People who have a history of injection drug use and are receiving medication-assisted treatment (MAT)—such as methadone, buprenorphine or naltrexone—for opioid use disorder have a low hepatitis C virus (HCV) reinfection rate after they are cured of the virus.

Publishing their findings in Clinical Infectious Diseases, a research team led by Matthew J. Akiyama, MD, MSc, an assistant professor of medicine at Albert Einstein College of Medicine in New York City, recruited participants from the PREVAIL study. This was a randomized, controlled study that assessed various means of providing care for 150 people with an injection drug use history who were receiving MAT in the Bronx.

The new extension study included 141 participants who had been cured of hep C. They made visits every six months for up to 24 months. Sixty-two percent of them were men, and the overall group had an average age of 52 years old.

A total of 114 of the participants made at least one study visit. Following the 24-week mark after they completed their hep C treatment, 22 (19%) of these individuals reported ongoing injection drug use.

Three people, all of whom reported injecting drugs during the follow-up period, were reinfected with HCV during a cumulative 246 years of follow-up, for a reinfection rate of 1.22 cases per 100 cumulative years of follow-up—considered a low rate. However, among those who reported ongoing injection drug use during follow-up, the infection rate was 7.4 cases per 100 cumulative years of follow-up.

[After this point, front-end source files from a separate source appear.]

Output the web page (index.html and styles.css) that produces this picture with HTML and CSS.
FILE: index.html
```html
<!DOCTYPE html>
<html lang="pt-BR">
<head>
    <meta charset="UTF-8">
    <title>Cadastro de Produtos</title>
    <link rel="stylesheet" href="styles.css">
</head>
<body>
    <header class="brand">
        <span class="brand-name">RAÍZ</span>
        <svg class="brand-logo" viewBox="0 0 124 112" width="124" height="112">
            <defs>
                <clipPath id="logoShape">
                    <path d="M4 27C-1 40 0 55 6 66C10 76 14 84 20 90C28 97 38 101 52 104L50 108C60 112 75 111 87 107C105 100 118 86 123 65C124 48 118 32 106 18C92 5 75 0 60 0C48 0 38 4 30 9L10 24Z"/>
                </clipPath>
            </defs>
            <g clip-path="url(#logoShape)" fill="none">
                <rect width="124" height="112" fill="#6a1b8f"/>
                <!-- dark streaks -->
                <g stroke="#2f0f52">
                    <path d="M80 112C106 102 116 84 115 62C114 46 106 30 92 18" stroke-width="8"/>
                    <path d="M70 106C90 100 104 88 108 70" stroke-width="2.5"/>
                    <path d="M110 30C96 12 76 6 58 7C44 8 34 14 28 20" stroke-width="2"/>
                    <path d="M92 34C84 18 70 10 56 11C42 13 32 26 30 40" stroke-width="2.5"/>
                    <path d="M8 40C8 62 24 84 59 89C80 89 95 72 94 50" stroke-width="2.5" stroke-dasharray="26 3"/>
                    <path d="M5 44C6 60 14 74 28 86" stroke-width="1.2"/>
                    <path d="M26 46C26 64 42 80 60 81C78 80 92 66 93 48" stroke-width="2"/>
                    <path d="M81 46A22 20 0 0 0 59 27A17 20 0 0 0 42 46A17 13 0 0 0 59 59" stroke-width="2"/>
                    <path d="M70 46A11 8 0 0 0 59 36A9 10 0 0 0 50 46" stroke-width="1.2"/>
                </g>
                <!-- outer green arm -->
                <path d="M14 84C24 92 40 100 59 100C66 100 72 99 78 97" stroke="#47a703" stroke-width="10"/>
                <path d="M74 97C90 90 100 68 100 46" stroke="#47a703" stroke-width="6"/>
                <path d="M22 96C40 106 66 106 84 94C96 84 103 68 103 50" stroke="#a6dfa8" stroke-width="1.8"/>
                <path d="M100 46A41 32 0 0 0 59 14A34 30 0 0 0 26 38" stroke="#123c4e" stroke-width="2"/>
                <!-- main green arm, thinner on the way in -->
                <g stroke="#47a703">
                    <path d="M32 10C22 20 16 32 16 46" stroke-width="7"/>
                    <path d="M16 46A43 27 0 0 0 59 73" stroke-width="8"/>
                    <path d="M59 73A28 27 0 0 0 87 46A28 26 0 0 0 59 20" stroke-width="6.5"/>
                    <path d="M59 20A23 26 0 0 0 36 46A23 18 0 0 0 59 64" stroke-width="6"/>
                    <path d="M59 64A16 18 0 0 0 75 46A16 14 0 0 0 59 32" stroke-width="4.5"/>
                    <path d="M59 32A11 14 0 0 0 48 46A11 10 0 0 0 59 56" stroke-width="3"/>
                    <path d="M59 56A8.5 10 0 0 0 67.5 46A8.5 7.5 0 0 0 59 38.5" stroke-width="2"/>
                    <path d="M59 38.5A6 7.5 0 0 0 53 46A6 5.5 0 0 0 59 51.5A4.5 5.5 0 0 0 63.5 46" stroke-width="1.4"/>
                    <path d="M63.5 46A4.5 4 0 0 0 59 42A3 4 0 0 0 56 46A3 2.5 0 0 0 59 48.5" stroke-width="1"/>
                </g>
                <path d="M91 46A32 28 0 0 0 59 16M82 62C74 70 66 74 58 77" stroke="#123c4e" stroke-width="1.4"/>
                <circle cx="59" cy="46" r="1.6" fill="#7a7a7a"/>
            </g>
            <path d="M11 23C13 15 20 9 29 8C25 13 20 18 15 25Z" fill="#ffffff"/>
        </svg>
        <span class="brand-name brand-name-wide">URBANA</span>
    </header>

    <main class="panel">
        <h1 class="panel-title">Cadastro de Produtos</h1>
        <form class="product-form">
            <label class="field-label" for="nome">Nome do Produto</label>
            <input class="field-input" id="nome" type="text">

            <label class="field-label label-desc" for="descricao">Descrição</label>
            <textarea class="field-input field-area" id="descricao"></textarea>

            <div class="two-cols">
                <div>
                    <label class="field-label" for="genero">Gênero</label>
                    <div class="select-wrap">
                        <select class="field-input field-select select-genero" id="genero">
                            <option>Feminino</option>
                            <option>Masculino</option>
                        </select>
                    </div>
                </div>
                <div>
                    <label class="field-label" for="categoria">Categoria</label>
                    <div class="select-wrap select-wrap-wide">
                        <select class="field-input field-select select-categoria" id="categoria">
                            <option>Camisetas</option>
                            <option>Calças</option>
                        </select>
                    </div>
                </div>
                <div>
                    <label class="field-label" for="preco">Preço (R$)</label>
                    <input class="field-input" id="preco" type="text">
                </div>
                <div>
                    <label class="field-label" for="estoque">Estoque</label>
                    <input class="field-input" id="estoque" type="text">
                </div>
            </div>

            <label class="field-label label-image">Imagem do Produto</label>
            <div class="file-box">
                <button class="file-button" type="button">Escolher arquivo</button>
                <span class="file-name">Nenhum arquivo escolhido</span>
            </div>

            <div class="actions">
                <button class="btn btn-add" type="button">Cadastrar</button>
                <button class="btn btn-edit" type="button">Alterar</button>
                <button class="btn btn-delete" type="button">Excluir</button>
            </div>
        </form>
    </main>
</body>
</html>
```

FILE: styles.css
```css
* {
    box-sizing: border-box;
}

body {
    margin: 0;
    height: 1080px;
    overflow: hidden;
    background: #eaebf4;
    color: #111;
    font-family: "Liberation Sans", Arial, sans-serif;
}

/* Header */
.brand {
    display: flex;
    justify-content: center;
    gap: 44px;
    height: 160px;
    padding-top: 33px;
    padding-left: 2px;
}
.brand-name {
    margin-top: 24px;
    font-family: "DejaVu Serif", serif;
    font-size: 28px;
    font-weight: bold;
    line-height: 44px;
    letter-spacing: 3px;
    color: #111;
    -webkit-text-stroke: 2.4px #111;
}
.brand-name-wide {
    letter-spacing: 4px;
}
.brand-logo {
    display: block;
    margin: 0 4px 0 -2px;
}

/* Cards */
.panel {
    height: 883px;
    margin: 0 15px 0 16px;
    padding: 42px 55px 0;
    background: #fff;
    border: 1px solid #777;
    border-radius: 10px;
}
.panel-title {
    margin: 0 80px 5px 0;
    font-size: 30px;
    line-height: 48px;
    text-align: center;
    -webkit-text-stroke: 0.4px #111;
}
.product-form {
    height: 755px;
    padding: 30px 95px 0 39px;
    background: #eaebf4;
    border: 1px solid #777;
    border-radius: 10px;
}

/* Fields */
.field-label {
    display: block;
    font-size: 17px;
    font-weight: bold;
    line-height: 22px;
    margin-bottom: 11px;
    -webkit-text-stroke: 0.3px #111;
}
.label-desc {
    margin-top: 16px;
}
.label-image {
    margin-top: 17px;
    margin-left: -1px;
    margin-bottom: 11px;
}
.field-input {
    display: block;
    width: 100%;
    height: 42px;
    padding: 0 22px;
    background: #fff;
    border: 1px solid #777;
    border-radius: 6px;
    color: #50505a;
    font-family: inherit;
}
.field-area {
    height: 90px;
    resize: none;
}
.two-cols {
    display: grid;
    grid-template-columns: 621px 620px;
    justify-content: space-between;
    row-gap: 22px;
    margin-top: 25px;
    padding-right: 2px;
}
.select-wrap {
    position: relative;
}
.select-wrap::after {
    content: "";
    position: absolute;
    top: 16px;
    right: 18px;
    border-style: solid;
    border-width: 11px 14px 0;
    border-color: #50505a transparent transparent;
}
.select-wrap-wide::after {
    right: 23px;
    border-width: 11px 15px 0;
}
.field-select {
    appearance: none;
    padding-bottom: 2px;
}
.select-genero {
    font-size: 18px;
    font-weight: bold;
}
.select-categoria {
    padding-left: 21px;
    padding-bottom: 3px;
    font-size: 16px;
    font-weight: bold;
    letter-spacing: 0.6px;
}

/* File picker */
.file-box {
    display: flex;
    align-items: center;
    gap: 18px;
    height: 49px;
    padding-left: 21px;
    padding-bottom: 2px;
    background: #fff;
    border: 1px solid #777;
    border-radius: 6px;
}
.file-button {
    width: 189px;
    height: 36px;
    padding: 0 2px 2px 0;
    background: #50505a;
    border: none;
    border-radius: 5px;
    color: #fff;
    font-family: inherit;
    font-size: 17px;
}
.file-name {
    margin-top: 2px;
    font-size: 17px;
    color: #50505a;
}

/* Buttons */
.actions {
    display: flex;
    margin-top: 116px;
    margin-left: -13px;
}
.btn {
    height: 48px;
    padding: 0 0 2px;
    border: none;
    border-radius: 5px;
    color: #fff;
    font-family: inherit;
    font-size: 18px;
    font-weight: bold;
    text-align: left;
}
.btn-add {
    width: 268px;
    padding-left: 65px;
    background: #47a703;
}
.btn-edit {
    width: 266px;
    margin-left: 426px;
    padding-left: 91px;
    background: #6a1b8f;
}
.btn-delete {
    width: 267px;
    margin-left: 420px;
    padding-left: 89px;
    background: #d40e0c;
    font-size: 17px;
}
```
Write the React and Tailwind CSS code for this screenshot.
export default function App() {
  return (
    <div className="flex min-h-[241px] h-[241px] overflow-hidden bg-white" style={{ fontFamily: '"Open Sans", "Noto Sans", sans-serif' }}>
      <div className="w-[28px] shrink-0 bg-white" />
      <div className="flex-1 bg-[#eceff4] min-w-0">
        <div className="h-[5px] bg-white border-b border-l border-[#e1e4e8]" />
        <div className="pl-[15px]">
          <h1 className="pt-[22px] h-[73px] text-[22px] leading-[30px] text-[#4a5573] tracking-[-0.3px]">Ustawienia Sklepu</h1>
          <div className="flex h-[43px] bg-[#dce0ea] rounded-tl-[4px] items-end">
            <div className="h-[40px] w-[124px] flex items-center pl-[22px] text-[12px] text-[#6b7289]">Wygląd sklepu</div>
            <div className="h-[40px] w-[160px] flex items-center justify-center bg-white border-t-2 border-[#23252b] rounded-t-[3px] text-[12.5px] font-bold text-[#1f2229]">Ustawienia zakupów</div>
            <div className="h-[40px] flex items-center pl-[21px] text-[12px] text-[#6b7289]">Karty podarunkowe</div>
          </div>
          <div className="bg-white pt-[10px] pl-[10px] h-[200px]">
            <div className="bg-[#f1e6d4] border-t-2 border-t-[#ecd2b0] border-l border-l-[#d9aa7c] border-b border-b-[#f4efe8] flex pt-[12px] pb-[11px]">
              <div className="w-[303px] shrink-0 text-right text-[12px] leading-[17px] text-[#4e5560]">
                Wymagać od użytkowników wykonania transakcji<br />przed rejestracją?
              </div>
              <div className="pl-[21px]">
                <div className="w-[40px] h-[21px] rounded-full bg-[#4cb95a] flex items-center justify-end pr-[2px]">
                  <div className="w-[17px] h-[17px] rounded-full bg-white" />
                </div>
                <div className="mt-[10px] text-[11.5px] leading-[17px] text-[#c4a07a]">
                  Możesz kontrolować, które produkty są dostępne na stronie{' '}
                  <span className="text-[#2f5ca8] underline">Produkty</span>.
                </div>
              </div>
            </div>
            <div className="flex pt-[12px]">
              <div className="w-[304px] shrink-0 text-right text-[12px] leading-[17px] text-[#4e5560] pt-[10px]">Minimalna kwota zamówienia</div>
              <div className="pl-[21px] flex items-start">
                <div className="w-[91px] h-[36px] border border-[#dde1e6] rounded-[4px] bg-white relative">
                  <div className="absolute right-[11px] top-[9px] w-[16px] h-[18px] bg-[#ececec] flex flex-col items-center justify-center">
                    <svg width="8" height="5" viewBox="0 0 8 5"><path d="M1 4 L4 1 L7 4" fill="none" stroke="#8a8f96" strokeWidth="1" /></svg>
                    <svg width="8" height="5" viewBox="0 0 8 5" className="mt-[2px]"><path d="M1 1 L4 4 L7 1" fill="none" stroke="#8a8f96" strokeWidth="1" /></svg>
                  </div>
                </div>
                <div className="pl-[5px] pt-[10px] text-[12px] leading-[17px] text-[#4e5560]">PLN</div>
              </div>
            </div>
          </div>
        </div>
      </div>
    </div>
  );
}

“HCV reinfection was low overall, but more common among people with ongoing [injection drug use] following [direct-acting antiviral] therapy on [opioid-assisted treatment], as well as those who were not confident in the ability to avoid contracting HCV, homeless or living with a person who injects drugs,” the investigators concluded. “Interventions to mediate these risk factors following HCV therapy are warranted.”